- _Request_:
Report the count of lines where the string "React" appears, and nothing else.

- _Extracted information_:
──────────────────────────────
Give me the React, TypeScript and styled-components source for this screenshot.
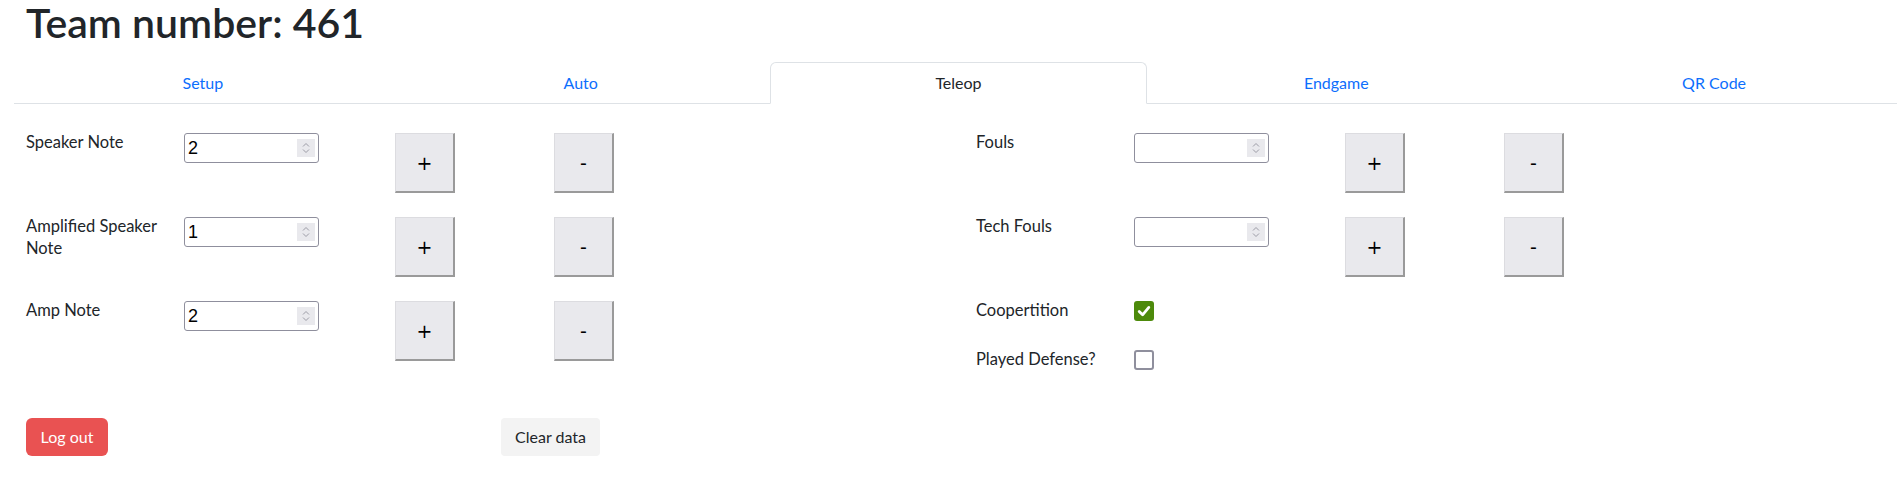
──────────────────────────────
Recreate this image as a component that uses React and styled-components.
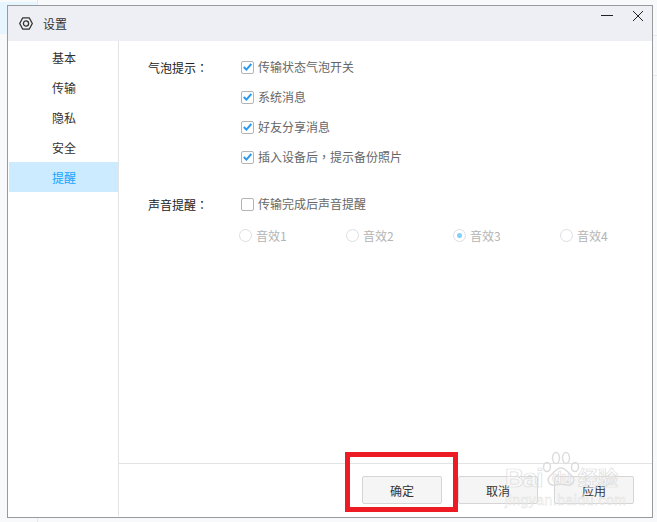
──────────────────────────────
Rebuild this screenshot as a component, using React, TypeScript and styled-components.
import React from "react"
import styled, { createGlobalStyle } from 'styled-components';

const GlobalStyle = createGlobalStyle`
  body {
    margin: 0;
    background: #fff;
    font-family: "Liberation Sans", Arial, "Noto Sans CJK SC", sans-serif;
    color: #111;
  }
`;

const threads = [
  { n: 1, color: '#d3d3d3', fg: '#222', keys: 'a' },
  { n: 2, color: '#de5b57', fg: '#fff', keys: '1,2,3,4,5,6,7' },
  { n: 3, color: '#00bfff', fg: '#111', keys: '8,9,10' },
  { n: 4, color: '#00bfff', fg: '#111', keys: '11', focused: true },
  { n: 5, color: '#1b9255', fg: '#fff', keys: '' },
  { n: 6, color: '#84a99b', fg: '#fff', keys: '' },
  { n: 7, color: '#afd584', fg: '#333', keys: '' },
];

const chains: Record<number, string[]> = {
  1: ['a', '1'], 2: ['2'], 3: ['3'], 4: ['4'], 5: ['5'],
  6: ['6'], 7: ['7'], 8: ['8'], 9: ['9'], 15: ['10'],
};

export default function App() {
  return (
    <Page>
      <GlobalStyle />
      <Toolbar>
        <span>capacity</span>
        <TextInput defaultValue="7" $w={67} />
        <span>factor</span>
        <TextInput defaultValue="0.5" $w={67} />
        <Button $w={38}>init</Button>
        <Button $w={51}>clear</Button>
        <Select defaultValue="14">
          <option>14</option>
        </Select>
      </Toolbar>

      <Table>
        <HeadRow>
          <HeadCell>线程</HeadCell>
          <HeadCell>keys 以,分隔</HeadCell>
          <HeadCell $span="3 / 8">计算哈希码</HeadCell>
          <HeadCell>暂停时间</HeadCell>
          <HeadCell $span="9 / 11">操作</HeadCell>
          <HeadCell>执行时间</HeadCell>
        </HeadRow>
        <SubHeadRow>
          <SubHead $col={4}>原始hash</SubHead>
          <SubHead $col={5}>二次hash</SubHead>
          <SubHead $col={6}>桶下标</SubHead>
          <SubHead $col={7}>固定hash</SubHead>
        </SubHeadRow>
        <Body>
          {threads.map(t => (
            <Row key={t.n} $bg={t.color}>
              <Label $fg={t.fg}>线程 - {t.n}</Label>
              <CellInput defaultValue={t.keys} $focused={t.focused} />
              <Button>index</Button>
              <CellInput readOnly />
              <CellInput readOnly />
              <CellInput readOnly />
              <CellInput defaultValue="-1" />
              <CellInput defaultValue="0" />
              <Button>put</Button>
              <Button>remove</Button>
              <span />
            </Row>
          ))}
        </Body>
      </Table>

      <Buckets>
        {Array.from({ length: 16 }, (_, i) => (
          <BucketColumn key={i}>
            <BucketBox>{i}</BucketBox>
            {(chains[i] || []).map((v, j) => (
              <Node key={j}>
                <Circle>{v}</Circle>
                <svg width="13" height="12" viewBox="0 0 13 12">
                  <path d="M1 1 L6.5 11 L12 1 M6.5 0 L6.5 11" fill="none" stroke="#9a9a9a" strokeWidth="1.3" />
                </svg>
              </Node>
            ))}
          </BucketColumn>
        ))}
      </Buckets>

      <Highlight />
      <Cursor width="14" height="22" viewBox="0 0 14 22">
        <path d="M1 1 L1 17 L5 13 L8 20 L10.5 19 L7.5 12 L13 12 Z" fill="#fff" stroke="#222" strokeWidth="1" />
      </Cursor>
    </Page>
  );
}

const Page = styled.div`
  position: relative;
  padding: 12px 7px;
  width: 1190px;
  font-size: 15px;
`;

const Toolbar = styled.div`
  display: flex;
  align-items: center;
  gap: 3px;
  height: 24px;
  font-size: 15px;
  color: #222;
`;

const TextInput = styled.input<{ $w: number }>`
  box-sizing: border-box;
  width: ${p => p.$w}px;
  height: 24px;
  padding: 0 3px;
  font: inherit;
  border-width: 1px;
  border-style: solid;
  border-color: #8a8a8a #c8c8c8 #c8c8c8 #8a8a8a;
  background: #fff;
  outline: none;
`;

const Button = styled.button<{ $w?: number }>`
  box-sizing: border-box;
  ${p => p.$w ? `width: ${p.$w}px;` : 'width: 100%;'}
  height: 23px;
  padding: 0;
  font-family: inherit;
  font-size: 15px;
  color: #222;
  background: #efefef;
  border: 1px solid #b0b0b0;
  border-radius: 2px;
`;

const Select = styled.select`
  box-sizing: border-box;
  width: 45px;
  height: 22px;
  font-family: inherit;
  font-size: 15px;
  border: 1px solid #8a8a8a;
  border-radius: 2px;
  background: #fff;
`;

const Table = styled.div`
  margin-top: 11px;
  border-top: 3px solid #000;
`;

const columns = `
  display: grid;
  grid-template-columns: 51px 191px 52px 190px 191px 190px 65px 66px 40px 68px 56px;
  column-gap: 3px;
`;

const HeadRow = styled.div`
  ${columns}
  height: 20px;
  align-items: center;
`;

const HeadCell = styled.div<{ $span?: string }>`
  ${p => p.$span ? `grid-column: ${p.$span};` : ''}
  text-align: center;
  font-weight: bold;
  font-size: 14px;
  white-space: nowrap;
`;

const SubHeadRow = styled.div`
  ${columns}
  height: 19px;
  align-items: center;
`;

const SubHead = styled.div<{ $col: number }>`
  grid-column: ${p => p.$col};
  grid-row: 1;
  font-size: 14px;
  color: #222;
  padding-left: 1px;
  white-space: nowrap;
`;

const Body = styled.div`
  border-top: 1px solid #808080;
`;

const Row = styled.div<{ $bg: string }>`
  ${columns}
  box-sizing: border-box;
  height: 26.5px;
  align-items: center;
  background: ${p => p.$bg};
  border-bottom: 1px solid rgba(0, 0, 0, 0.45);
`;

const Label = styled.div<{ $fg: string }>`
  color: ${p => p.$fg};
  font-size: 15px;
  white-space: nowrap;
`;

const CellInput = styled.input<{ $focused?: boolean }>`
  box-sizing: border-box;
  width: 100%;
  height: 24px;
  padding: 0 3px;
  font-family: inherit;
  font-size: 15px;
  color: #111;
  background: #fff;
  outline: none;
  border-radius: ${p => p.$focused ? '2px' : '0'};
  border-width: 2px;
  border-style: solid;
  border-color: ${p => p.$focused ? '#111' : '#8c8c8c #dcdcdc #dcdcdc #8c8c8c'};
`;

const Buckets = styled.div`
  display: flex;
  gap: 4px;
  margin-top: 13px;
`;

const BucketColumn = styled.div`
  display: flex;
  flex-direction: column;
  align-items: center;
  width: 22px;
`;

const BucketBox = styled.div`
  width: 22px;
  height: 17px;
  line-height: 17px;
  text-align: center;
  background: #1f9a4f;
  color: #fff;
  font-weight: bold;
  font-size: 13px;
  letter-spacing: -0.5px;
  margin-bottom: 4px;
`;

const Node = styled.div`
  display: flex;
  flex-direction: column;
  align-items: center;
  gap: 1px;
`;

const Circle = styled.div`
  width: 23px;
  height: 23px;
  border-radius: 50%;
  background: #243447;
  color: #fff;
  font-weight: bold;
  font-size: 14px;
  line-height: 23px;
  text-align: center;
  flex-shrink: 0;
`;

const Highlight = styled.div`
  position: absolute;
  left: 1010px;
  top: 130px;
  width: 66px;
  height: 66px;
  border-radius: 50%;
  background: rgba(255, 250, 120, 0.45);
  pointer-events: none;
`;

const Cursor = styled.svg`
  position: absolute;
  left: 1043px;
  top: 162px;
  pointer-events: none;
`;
──────────────────────────────
- _Response to the task_:
4